In the short-circuiting control circuit 50, the lines TOP and BASE are short-circuited to send out the current sent out from the DAC 34 to the line TOP in addition to the current sent out from the DAC 33 while the voltage of the line TOP is increasing or decreasing, i.e., only when the luminance level represented by the pixel data Q is changed. Therefore, when no change occurs in the luminance level represented by the pixel data Q, no current sent out from the DAC 34 is sent out to the line TOP. This can prevent an increase in power consumption.

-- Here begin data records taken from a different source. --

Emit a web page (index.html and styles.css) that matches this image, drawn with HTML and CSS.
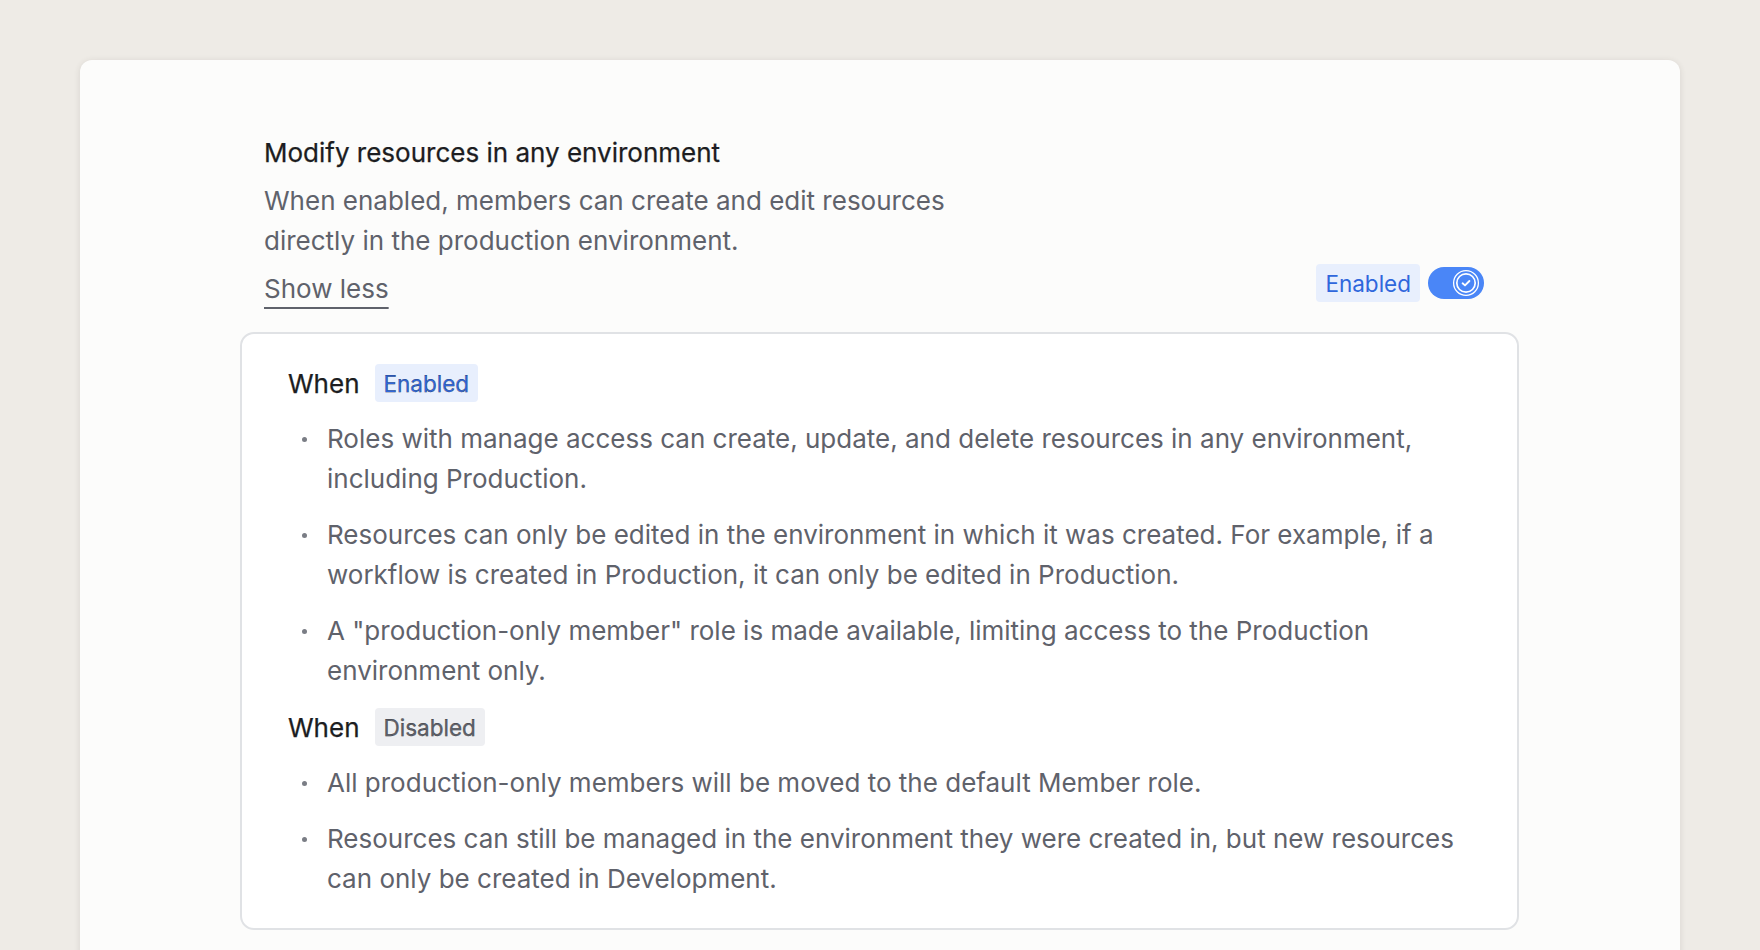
FILE: index.html
```html
<!DOCTYPE html>
<html lang="en">
  <head>
    <title>Environment settings</title>
    <link rel="stylesheet" href="styles.css">
  </head>

  <body>
    <div class="Page">
      <div class="Card">
        <div class="Setting">
          <!-- Header row -->
          <div class="SettingHead">
            <div class="SettingText">
              <h2>Modify resources in any environment</h2>
              <p>
                When enabled, members can create and edit resources<br />
                directly in the production environment.
              </p>
              <a href="#" class="ShowLess">Show less</a>
            </div>

            <div class="Toggle">
              <span class="Chip">Enabled</span>
              <!-- switch (on) -->
              <svg class="Switch" width="56" height="32" viewBox="0 0 56 32">
                <rect x="0" y="0" width="56" height="32" rx="16" fill="#4a86f7" />
                <circle cx="38" cy="16" r="12.4" fill="none" stroke="#fff" stroke-width="1.3" />
                <circle cx="38" cy="16" r="9.2" fill="none" stroke="#fff" stroke-width="1.7" />
                <path d="M34.6 16.3 L37 18.4 L41.4 14" fill="none" stroke="#fff" stroke-width="1.9" stroke-linecap="round" stroke-linejoin="round" />
              </svg>
            </div>
          </div>

          <!-- Details -->
          <div class="Details">
            <div class="When">
              When <span class="Chip">Enabled</span>
            </div>
            <ul>
              <li>Roles with manage access can create, update, and delete resources in any environment, including Production.</li>
              <li>Resources can only be edited in the environment in which it was created. For example, if a workflow is created in Production, it can only be edited in Production.</li>
              <li>A "production-only member" role is made available, limiting access to the Production environment only.</li>
            </ul>

            <div class="When">
              When <span class="Chip Chip--grey">Disabled</span>
            </div>
            <ul>
              <li>All production-only members will be moved to the default Member role.</li>
              <li>Resources can still be managed in the environment they were created in, but new resources can only be created in Development.</li>
            </ul>
          </div>
        </div>
      </div>
    </div>
  </body>
</html>
```

FILE: styles.css
```css
body {
  margin: 0;
  background-color: #eeebe6;
  font-family: Inter, "Noto Sans", sans-serif;
  overflow: hidden;
}

.Page {
  padding: 60px 80px 0;
}

.Card {
  min-height: 1000px;
  background-color: #fcfcfb;
  border-radius: 12px;
  box-shadow: 0 1px 6px rgba(60, 50, 40, 0.12);
  padding: 73px 161px 0 160px;
}

.SettingHead {
  display: flex;
  justify-content: space-between;
  align-items: flex-end;
  padding: 0 35px 0 24px;
}

.SettingText {
  display: flex;
  flex-direction: column;
  align-items: flex-start;
  gap: 8px;
}

.SettingText h2 {
  margin: 0;
  font-size: 26px;
  font-weight: 400;
  line-height: 40px;
  color: #1c1d21;
  -webkit-text-stroke: 0.25px #1c1d21;
}

.SettingText p {
  margin: 0;
  font-size: 26px;
  line-height: 40px;
  color: #5f626b;
}

.ShowLess {
  font-size: 26px;
  line-height: 40px;
  color: #5f626b;
  text-decoration: underline;
  text-decoration-thickness: 2px;
  text-underline-offset: 9px;
}

.Toggle {
  display: flex;
  align-items: center;
  gap: 8px;
  margin-bottom: 7px;
}

.Chip {
  display: inline-flex;
  align-items: center;
  height: 38px;
  padding: 0 9px;
  border-radius: 4px;
  background-color: #e8effd;
  color: #2f67dc;
  font-size: 22.5px;
  font-weight: 400;
}

.Chip--grey {
  background-color: #eeeff2;
  color: #5f626b;
}

.Switch {
  display: block;
}

.Details {
  display: flex;
  flex-direction: column;
  gap: 16px;
  margin-top: 23px;
  background-color: #fff;
  border: 2px solid #e0e2e5;
  border-radius: 14px;
  padding: 29px 40px 29px 46px;
}

.When {
  display: flex;
  align-items: center;
  gap: 15px;
  height: 40px;
  font-size: 26px;
  font-weight: 400;
  color: #1c1d21;
  -webkit-text-stroke: 0.25px #1c1d21;
}

.Details ul {
  display: flex;
  flex-direction: column;
  gap: 16px;
  margin: 0;
  padding: 0;
}

.Details li {
  list-style: none;
  position: relative;
  padding-left: 39px;
  font-size: 26px;
  line-height: 40px;
  color: #5f626b;
}

.Details li::before {
  content: "";
  position: absolute;
  left: 14px;
  top: 18px;
  width: 5px;
  height: 5px;
  border-radius: 50%;
  background-color: #7a7d85;
}
```
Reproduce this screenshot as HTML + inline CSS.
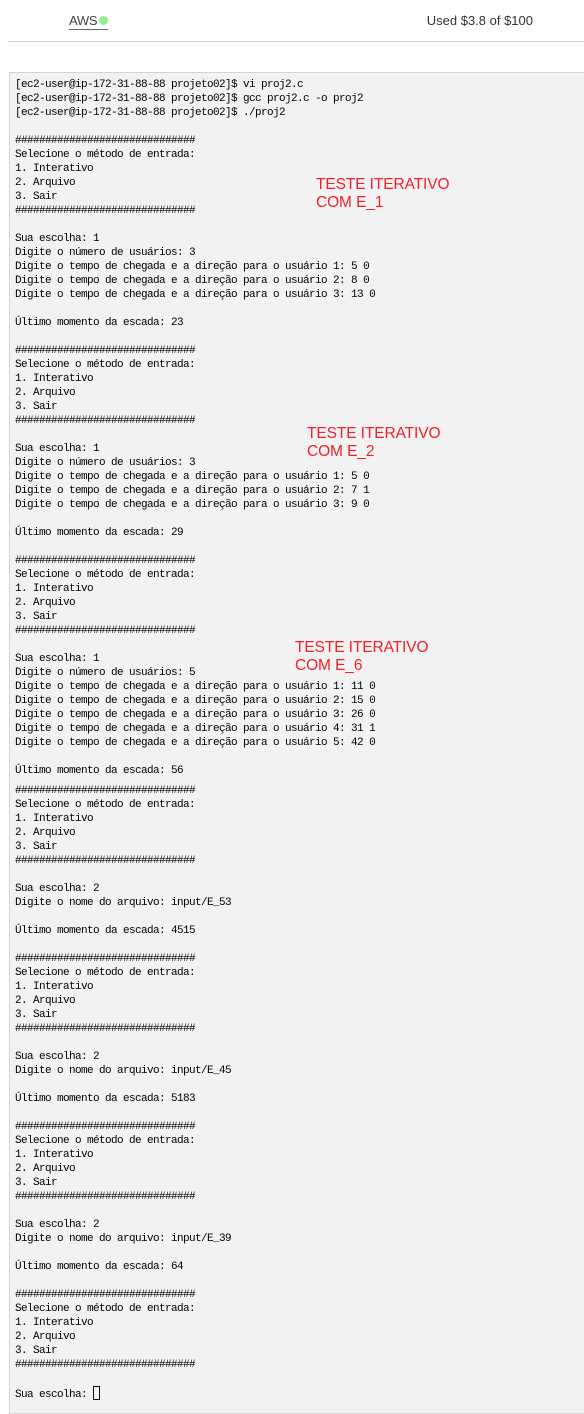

While a speed-up of a voltage increase speed in the rise period of the voltage value in the gradation voltage T1 has been described in the above embodiment, the short-circuiting control circuit 50 similarly achieves a speed-up of a voltage decrease speed also in a fall period of the voltage value in the gradation voltage T1. In the above embodiment, during the voltage transition period, a reference gradation voltage (X or Y) corresponding to a luminance level represented by pixel data Q is provided to the line TOP as a gradation voltage T and a reference gradation voltage having a voltage value lower than the above reference gradation voltage by one gradation level is provided to the line BASE as a gradation voltage Bc; and the lines TOP and BASE are short-circuited. As a voltage provided to the line BASE, a reference gradation voltage having a voltage value lower than a reference gradation voltage corresponding to a luminance level represented by pixel data Q by one gradation level is employed. This enables the voltage value of the line TOP to reach the voltage value corresponding to the luminance level represented by the pixel data Q quickly in the constant voltage period immediately after the voltage transition period.
The voltage provided to the line BASE in the voltage transition period does not necessarily need to be the reference gradation voltage lower than the reference gradation voltage corresponding to the luminance level represented by the pixel data Q by one gradation level. In other words, in the voltage transition period, one of the reference gradation voltages X1 to XM or Y1 to YM generated by the reference gradation voltage generator RVG excluding the reference gradation voltage corresponding to the luminance level represented by the pixel data Q is provided to the line BASE. Furthermore, the lines TOP and BASE are short-circuited by the switching element 52.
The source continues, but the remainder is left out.